■ **Material provided**:
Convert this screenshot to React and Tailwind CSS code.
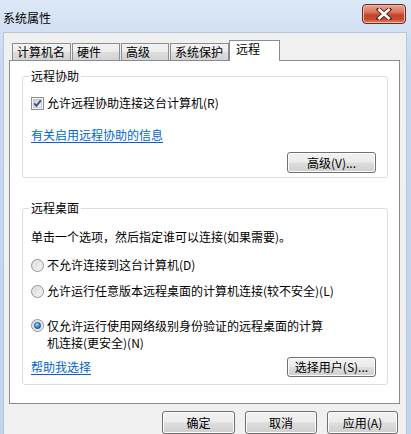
import React from 'react';

const btn =
    'flex items-center justify-center border border-[#707070] rounded-[3px] bg-[linear-gradient(#f2f2f2_0%,#ebebeb_48%,#dddddd_52%,#cfcfcf_100%)] shadow-[inset_0_0_0_1px_#fcfcfc] text-[12px] leading-[14px] text-black';

const tabs = [
    { label: '计算机名', w: 'w-[59px]' },
    { label: '硬件', w: 'w-[48px]' },
    { label: '高级', w: 'w-[48px]' },
    { label: '系统保护', w: 'w-[59px]' },
];

function CheckBox() {
    return (
        <svg width="13" height="13" viewBox="0 0 13 13">
            <defs>
                <linearGradient id="cbg" x1="0" y1="0" x2="1" y2="1">
                    <stop offset="0" stopColor="#cbcfd5" />
                    <stop offset="1" stopColor="#f6f6f6" />
                </linearGradient>
            </defs>
            <rect x="0.5" y="0.5" width="12" height="12" fill="#f4f4f4" stroke="#8e8f8f" />
            <rect x="2.5" y="2.5" width="8" height="8" fill="url(#cbg)" stroke="#c8cbd0" />
            <path d="M3.2 6.4 L5.4 8.8 L9.8 3.4" fill="none" stroke="#3a4f86" strokeWidth="1.9" />
        </svg>
    );
}

function Radio({ checked }) {
    return (
        <svg width="13" height="13" viewBox="0 0 13 13">
            <defs>
                <linearGradient id="rbg" x1="0" y1="0" x2="1" y2="1">
                    <stop offset="0" stopColor="#d4d4d4" />
                    <stop offset="1" stopColor="#fbfbfb" />
                </linearGradient>
                <radialGradient id="rdot" cx="0.4" cy="0.35" r="0.7">
                    <stop offset="0" stopColor="#9fe0fb" />
                    <stop offset="0.5" stopColor="#3b9ae0" />
                    <stop offset="1" stopColor="#0e4e9c" />
                </radialGradient>
            </defs>
            <circle cx="6.5" cy="6.5" r="6" fill="url(#rbg)" stroke="#939393" />
            <circle cx="6.5" cy="6.5" r="4.5" fill="none" stroke="#e9e9e9" />
            {checked && <circle cx="6.5" cy="6.5" r="3.2" fill="url(#rdot)" stroke="#1b4f8f" strokeWidth="0.6" />}
        </svg>
    );
}

function CloseButton() {
    return (
        <div className="mt-[4px] mr-[5px] w-[44px] h-[20px] rounded-[4px] border border-[#6b2a1d] bg-[linear-gradient(#e9a895_0%,#d7765f_40%,#c4432a_55%,#c94a30_80%,#e08a6b_100%)] shadow-[inset_0_0_0_1px_#f0b8a8] flex items-center justify-center">
            <svg width="16" height="12" viewBox="0 0 16 12">
                <path d="M3 1.5 L13 10.5 M13 1.5 L3 10.5" stroke="#5a1c12" strokeWidth="4.4" strokeLinecap="square" />
                <path d="M3.3 1.8 L12.7 10.2 M12.7 1.8 L3.3 10.2" stroke="#ffffff" strokeWidth="2.6" strokeLinecap="square" />
            </svg>
        </div>
    );
}

export default function App() {
    return (
        <div className="w-[411px] h-[434px] overflow-hidden flex flex-col bg-[linear-gradient(#dce8f6,#c4d7ee_70px,#c0d4ec)] text-black font-['Noto_Sans_CJK_SC','Noto_Sans',sans-serif] text-[12px]">
            {/* title bar */}
            <div className="flex justify-between h-[32px] shrink-0">
                <div className="pt-[11px] pl-[3px] leading-[14px]">系统属性</div>
                <CloseButton />
            </div>

            {/* client area */}
            <div className="flex-1 ml-[3px] mr-[4px] bg-[#f0f0f0] border-t border-l border-r border-[#b7c8dc] flex flex-col">
                {/* tab strip */}
                <div className="flex items-end pt-[7px] pl-[8px] -mb-px relative z-10">
                    {tabs.map((t) => (
                        <div
                            key={t.label}
                            className={`${t.w} h-[18px] mr-px border border-[#898c95] bg-[linear-gradient(#f3f3f3,#ebebeb_50%,#dedede_50%,#d3d3d3)] pl-[4px] leading-[16px]`}
                        >
                            {t.label}
                        </div>
                    ))}
                    <div className="w-[51px] h-[21px] -ml-px border border-b-0 border-[#898c95] bg-white pl-[6px] leading-[16px]">
                        远程
                    </div>
                </div>

                {/* panel */}
                <div className="ml-[5px] w-[391px] h-[344px] border border-[#898c95] bg-white pt-[8px] pl-[12px]">
                    <fieldset className="w-[366px] border border-[#d5dfe5] rounded-[3px] pl-[6px] pr-[11px] pb-[4px]">
                        <legend className="px-[2px] leading-[14px]">远程协助</legend>
                        <div className="mt-[12px] h-[16px] flex items-center pl-[2px]">
                            <CheckBox />
                            <span className="ml-[3px] leading-[16px]">允许远程协助连接这台计算机(R)</span>
                        </div>
                        <div className="mt-[16px] h-[16px] pl-[2px] leading-[16px] text-[#0066cc] underline underline-offset-2">
                            有关启用远程协助的信息
                        </div>
                        <div className="mt-[9px] flex justify-end">
                            <div className={`${btn} w-[89px] h-[21px]`}>高级(V)...</div>
                        </div>
                    </fieldset>

                    <fieldset className="mt-[23px] w-[366px] border border-[#d5dfe5] rounded-[3px] pl-[6px] pr-[11px] pb-[7px]">
                        <legend className="px-[2px] leading-[14px]">远程桌面</legend>
                        <div className="mt-[14px] h-[16px] pl-[2px] leading-[16px]">
                            单击一个选项，然后指定谁可以连接(如果需要)。
                        </div>
                        <div className="mt-[12px] h-[16px] flex items-center pl-[2px]">
                            <Radio />
                            <span className="ml-[3px] leading-[16px]">不允许连接到这台计算机(D)</span>
                        </div>
                        <div className="mt-[10px] h-[16px] flex items-center pl-[2px]">
                            <Radio />
                            <span className="ml-[3px] leading-[16px]">允许运行任意版本远程桌面的计算机连接(较不安全)(L)</span>
                        </div>
                        <div className="mt-[18px] flex items-start pl-[2px]">
                            <div className="pt-[2px]">
                                <Radio checked />
                            </div>
                            <span className="ml-[3px] leading-[17px]">
                                仅允许运行使用网络级别身份验证的远程桌面的计算
                                <br />
                                机连接(更安全)(N)
                            </span>
                        </div>
                        <div className="mt-[6px] h-[20px] flex items-center justify-between pl-[2px]">
                            <span className="text-[#0066cc] underline underline-offset-2 leading-[16px]">帮助我选择</span>
                            <div className={`${btn} w-[89px] h-[20px]`}>选择用户(S)...</div>
                        </div>
                    </fieldset>
                </div>

                {/* dialog buttons */}
                <div className="mt-[7px] flex justify-end gap-[10px] pr-[8px]">
                    <div className={`${btn} w-[73px] h-[23px] border-[#3c7fb1] shadow-[inset_0_0_0_1px_#9fd7f5]`}>确定</div>
                    <div className={`${btn} w-[72px] h-[23px]`}>取消</div>
                    <div className={`${btn} w-[71px] h-[23px]`}>应用(A)</div>
                </div>
            </div>
        </div>
    );
}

■ **Task goal**: Copy nothing but the lines from the top of the data down to the line containing "text-[12px] leading-[14px] text-black';", and leave the pictures out.

■ **Response for this exercise**:
Convert this screenshot to React and Tailwind CSS code.
import React from 'react';

const btn =
    'flex items-center justify-center border border-[#707070] rounded-[3px] bg-[linear-gradient(#f2f2f2_0%,#ebebeb_48%,#dddddd_52%,#cfcfcf_100%)] shadow-[inset_0_0_0_1px_#fcfcfc] text-[12px] leading-[14px] text-black';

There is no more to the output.